## Problem details
Without the pictures, output the lines of the material from the very first through the one that holds "const items = ['Item', 'Focused".

## Provided data
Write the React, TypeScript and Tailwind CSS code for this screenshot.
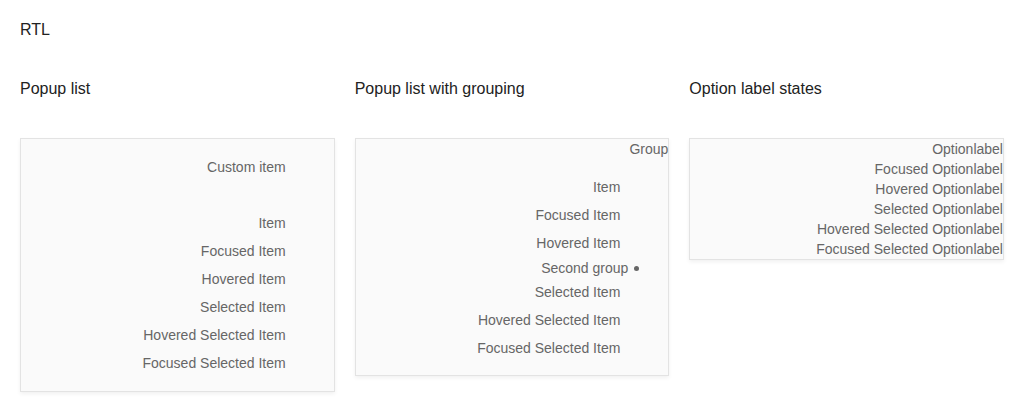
const items = ['Item', 'Focused Item', 'Hovered Item', 'Selected Item', 'Hovered Selected Item', 'Focused Selected Item'];

const labels = [
  'Optionlabel',
  'Focused Optionlabel',
  'Hovered Optionlabel',
  'Selected Optionlabel',
  'Hovered Selected Optionlabel',
  'Focused Selected Optionlabel',
];

const boxClass =
  'border border-[#e3e3e3] bg-[#fafafa] shadow-[0_2px_4px_rgba(0,0,0,0.06)] text-[14px] text-[#666]';

function Row({ children }: { children: React.ReactNode }) {
  return <div className="h-7 leading-7 pr-12">{children}</div>;
}

export default function App() {
  return (
    <div className="min-h-screen bg-white px-5 pt-5 font-['Liberation_Sans',Arial,sans-serif] text-[#222]">
      <div className="text-[16px] leading-5">RTL</div>

      <div className="grid grid-cols-3 gap-5 mt-[39px] items-start">
        {/* Popup list */}
        <div>
          <h2 className="text-[16px] leading-5 mb-[39px]">Popup list</h2>
          <div dir="rtl" className={`${boxClass} py-[14px]`}>
            <Row>Custom item</Row>
            <div className="h-7" />
            {items.map((t) => (
              <Row key={t}>{t}</Row>
            ))}
          </div>
        </div>

        {/* Popup list with grouping */}
        <div>
          <h2 className="text-[16px] leading-5 mb-[39px]">Popup list with grouping</h2>
          <div dir="rtl" className={boxClass}>
            <div className="leading-5">Group</div>
            <div className="pt-[14px] pb-[13px]">
              {items.slice(0, 3).map((t) => (
                <Row key={t}>{t}</Row>
              ))}
              <div className="flex items-center gap-[6px] leading-5 pr-[29px] mt-px">
                <span className="w-[5px] h-[5px] rounded-full bg-[#666]" />
                <span>Second group</span>
              </div>
              {items.slice(3).map((t) => (
                <Row key={t}>{t}</Row>
              ))}
            </div>
          </div>
        </div>

        {/* Option label states */}
        <div>
          <h2 className="text-[16px] leading-5 mb-[39px]">Option label states</h2>
          <div dir="rtl" className={boxClass}>
            {labels.map((t) => (
              <div key={t} className="leading-5">
                {t}
              </div>
            ))}
          </div>
        </div>
      </div>
    </div>
  );
}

## Worked solution
Write the React, TypeScript and Tailwind CSS code for this screenshot.
const items = ['Item', 'Focused Item', 'Hovered Item', 'Selected Item', 'Hovered Selected Item', 'Focused Selected Item'];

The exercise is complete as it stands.